** BEGIN TASK MATERIAL **

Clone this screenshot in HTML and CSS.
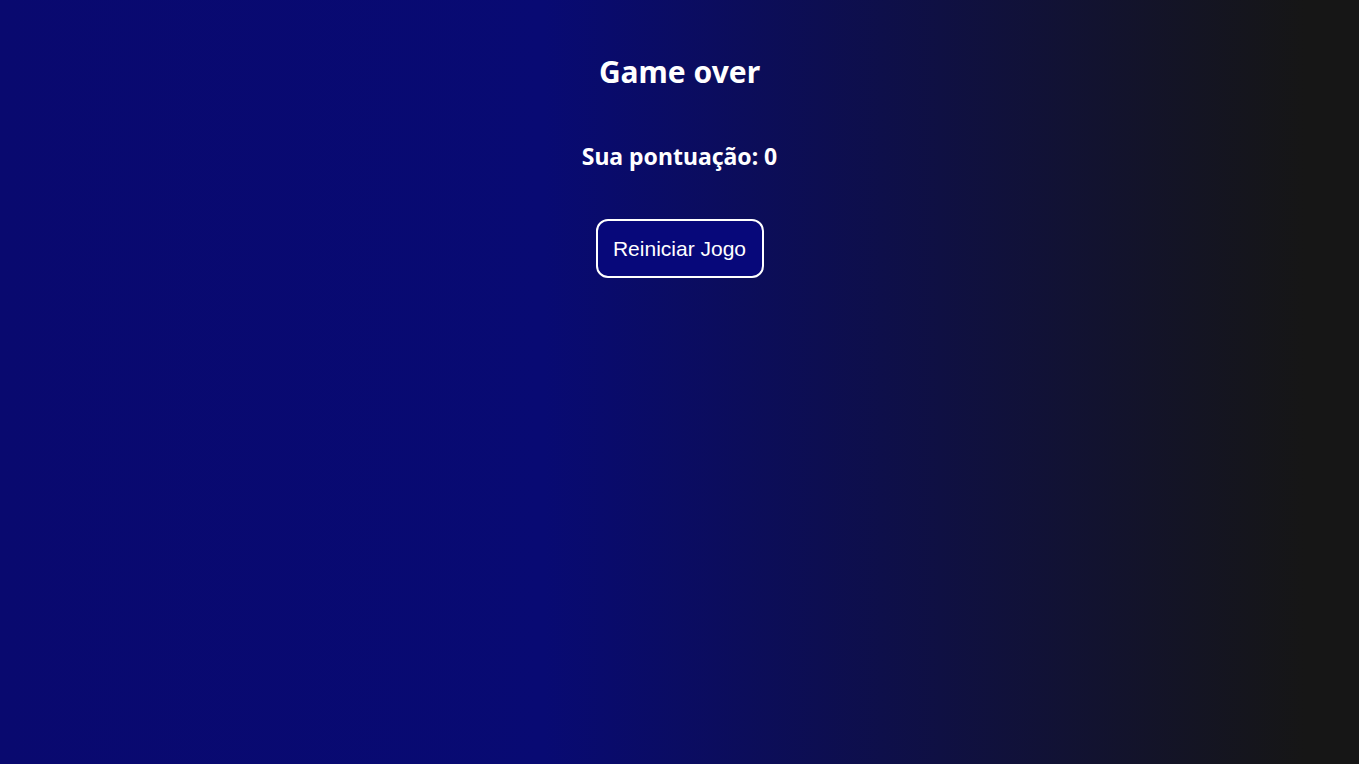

** END TASK MATERIAL **
** BEGIN TASK MATERIAL **

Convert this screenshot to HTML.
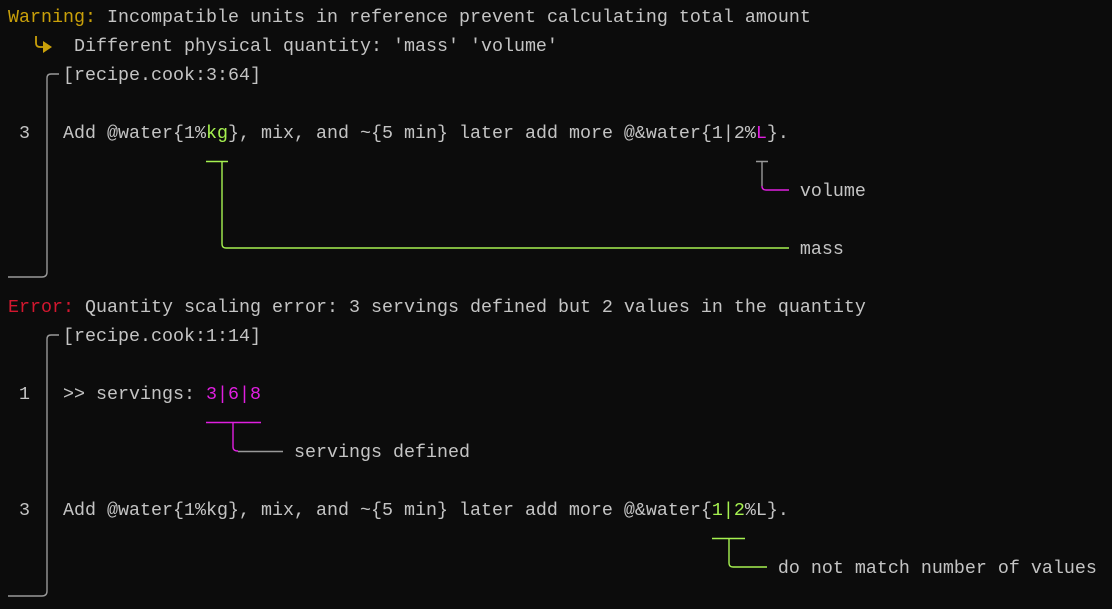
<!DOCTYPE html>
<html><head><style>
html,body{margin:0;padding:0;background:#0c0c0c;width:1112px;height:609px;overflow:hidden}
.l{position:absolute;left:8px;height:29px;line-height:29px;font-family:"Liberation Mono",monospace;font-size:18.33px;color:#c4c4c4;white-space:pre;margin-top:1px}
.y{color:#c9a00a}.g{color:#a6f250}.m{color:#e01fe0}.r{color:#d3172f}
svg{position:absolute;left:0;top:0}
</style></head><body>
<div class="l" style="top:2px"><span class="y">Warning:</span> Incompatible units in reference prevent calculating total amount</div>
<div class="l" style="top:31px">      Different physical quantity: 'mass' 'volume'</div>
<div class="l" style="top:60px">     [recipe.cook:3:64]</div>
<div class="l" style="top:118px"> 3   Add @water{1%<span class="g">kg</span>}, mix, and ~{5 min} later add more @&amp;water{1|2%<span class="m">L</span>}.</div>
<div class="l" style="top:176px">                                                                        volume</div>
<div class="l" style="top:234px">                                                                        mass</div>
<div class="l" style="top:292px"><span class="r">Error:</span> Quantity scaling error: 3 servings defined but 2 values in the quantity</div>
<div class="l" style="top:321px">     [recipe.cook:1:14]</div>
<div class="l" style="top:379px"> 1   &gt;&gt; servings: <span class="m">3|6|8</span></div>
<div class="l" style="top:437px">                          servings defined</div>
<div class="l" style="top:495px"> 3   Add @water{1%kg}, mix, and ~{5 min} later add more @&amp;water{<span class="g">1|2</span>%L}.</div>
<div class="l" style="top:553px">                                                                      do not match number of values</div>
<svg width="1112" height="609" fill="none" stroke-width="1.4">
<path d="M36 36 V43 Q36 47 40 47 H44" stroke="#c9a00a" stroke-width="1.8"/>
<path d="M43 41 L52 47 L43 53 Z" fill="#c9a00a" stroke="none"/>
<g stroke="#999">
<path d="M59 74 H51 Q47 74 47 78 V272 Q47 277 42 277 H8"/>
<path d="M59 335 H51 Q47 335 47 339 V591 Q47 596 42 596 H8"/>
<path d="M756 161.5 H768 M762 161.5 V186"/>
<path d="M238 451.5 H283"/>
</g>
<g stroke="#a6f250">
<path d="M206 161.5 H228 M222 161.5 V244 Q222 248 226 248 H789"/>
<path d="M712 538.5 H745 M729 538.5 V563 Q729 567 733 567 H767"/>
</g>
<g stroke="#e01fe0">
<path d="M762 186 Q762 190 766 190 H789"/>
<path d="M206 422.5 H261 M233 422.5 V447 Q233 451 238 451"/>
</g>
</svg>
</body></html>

** END TASK MATERIAL **

# [WHAT IS NEEDED]
In the records above, find each line with the word "screenshot" and copy it.

# [EXERCISE ANSWER]
Clone this screenshot in HTML and CSS.
Convert this screenshot to HTML.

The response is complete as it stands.